- WRITTEN REQUEST: For the entries below, how many lines include the word "using"? Give the figure and nothing more.

- EXERCISE INPUTS:
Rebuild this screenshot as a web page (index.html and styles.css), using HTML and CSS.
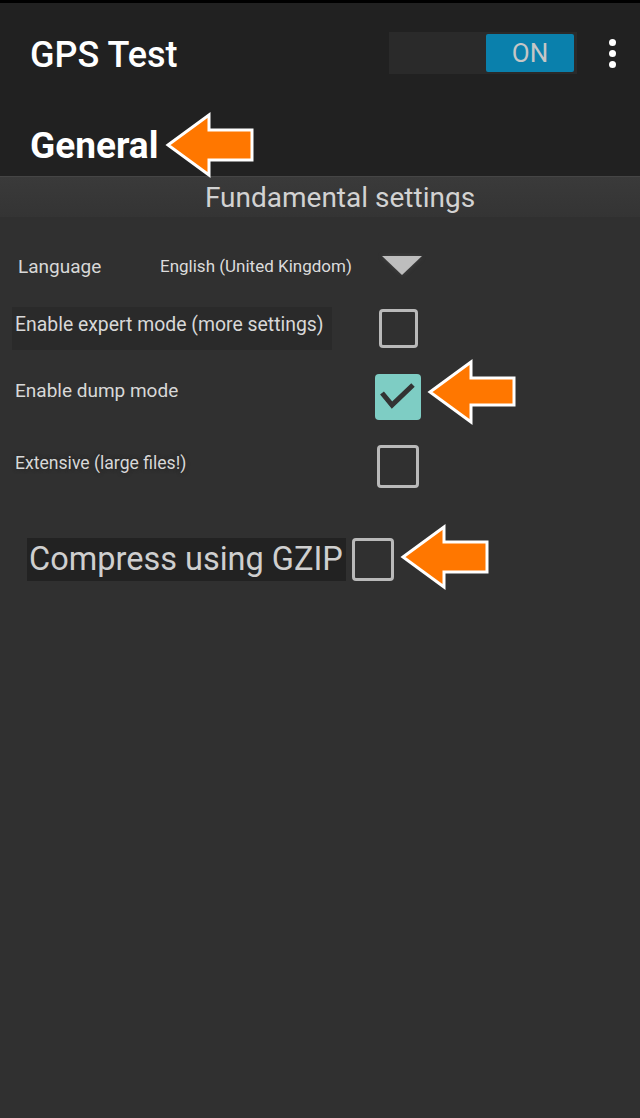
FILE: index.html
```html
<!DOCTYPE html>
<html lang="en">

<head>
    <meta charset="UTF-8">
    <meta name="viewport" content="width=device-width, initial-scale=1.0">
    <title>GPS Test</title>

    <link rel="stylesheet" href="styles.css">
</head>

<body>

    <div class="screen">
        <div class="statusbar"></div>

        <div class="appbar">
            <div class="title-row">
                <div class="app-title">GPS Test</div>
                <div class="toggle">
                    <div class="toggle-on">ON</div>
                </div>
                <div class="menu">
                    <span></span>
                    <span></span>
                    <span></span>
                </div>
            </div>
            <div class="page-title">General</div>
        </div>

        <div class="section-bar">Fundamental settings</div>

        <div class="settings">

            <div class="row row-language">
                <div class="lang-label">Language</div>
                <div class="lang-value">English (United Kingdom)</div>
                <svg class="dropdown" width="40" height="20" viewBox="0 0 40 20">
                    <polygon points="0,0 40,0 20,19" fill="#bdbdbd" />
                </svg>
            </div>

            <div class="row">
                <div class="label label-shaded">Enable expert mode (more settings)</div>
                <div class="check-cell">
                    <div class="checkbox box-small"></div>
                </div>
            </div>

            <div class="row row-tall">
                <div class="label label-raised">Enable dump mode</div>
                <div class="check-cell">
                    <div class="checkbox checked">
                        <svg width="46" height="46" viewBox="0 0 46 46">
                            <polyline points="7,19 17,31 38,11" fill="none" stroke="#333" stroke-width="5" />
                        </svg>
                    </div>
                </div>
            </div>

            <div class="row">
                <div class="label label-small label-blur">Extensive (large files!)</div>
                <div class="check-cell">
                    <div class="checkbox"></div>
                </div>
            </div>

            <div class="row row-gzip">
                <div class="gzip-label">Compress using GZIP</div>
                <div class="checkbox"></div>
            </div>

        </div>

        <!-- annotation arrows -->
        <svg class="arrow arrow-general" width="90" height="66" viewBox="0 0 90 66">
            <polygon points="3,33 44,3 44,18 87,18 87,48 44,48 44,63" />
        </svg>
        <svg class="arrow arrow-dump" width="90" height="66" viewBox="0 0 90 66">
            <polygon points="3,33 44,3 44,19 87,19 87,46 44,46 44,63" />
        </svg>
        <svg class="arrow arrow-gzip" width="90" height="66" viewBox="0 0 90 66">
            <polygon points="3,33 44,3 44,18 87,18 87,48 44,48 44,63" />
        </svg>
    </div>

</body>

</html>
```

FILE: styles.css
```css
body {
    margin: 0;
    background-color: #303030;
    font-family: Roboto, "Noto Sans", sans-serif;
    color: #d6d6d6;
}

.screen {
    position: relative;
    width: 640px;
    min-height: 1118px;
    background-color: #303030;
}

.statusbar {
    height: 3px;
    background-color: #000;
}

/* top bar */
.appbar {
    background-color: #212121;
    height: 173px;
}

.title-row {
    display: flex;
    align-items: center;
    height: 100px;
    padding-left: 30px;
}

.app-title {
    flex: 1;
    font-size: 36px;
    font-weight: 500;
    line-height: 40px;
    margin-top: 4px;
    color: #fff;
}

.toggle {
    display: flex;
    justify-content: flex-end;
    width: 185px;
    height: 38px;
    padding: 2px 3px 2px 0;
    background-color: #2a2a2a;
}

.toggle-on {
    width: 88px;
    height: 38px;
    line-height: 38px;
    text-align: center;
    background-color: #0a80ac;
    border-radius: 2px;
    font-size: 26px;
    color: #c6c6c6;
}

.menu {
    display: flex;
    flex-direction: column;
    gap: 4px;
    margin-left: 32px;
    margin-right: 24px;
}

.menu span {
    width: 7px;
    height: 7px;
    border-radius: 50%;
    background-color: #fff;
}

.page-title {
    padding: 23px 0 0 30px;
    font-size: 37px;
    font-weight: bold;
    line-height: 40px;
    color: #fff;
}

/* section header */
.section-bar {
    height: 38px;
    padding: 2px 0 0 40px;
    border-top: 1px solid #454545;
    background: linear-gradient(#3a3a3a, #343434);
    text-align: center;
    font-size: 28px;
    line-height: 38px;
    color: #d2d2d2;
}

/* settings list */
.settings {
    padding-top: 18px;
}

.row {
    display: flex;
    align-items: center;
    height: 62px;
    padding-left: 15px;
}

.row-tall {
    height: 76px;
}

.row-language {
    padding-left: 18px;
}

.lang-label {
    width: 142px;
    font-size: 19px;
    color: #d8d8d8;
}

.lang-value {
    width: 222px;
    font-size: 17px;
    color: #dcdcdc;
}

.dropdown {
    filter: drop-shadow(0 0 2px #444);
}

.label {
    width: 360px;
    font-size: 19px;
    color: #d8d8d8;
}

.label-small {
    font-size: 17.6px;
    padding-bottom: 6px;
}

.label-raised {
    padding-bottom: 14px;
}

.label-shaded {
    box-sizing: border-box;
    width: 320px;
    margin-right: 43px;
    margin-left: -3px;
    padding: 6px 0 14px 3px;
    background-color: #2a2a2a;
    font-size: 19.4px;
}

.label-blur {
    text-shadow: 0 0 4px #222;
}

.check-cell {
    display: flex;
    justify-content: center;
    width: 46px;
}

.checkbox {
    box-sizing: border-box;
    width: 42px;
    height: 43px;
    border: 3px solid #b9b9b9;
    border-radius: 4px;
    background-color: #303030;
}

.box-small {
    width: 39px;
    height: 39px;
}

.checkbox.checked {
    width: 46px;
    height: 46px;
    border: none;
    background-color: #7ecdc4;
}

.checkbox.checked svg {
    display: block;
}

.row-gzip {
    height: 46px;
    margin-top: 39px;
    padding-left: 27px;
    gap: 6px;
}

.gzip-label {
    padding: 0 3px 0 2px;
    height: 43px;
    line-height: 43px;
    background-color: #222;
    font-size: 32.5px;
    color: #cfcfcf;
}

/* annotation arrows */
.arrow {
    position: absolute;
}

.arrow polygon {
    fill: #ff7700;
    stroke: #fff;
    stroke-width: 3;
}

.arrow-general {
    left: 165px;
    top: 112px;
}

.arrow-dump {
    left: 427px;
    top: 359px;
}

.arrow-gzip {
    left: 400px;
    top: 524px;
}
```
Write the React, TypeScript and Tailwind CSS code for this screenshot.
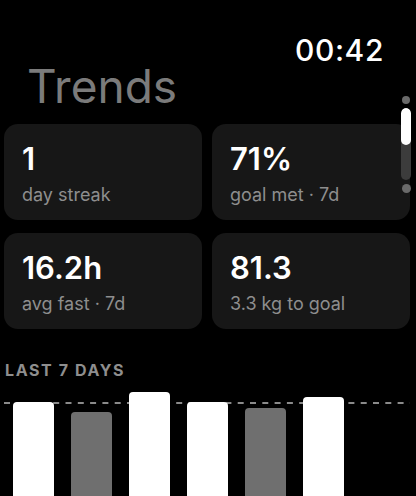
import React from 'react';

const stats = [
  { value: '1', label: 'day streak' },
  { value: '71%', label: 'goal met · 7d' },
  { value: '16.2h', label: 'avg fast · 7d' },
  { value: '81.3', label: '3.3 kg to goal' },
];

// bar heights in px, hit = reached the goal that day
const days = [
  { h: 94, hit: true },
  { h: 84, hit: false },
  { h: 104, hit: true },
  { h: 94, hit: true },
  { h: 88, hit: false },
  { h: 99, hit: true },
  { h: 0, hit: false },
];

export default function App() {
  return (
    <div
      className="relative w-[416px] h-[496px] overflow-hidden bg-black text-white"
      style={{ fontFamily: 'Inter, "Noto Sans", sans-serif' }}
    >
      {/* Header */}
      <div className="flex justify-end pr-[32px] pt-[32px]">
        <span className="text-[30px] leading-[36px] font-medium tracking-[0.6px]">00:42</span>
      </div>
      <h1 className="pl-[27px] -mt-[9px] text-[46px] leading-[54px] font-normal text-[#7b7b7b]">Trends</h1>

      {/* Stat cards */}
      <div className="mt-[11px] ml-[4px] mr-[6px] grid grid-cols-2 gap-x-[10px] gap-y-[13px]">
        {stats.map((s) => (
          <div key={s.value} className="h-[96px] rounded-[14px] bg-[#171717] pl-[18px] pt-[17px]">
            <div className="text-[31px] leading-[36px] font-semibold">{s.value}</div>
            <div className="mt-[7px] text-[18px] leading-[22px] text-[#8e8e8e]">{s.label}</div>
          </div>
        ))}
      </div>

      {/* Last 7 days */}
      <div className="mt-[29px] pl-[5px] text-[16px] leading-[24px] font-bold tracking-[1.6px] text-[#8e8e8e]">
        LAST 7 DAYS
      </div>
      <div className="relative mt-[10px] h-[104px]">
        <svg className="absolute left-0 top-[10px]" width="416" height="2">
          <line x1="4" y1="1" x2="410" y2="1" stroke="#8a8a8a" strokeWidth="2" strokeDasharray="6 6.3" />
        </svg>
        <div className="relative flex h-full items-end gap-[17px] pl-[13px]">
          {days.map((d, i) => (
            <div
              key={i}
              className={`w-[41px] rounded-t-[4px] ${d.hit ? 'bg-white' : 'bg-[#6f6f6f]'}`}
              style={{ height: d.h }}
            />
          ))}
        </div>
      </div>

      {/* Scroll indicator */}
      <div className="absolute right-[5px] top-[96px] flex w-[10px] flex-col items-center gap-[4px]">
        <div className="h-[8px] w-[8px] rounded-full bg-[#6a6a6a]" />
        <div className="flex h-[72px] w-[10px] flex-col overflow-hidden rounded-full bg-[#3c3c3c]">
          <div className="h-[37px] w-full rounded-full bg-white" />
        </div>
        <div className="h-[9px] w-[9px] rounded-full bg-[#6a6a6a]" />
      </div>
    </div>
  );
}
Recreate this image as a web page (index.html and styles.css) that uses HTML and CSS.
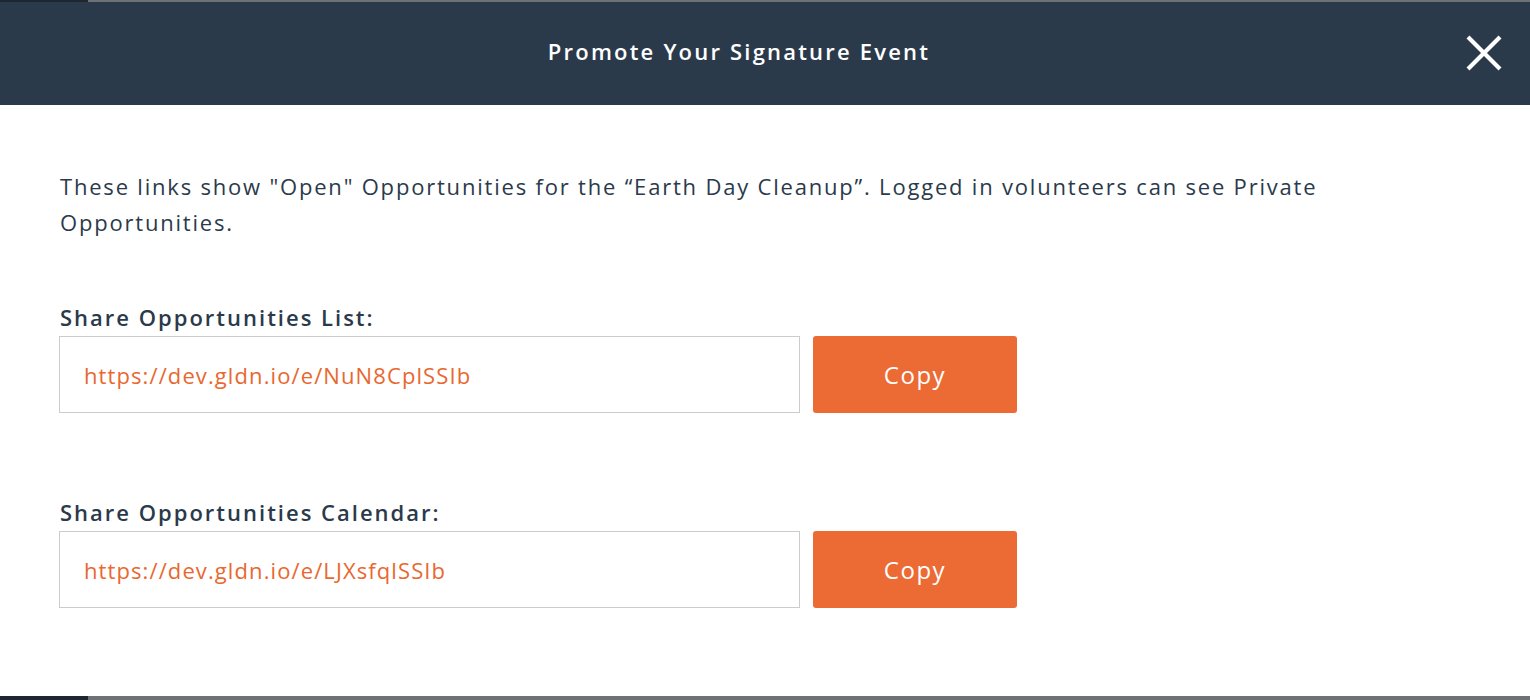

- REPLY TO THE EXERCISE: 2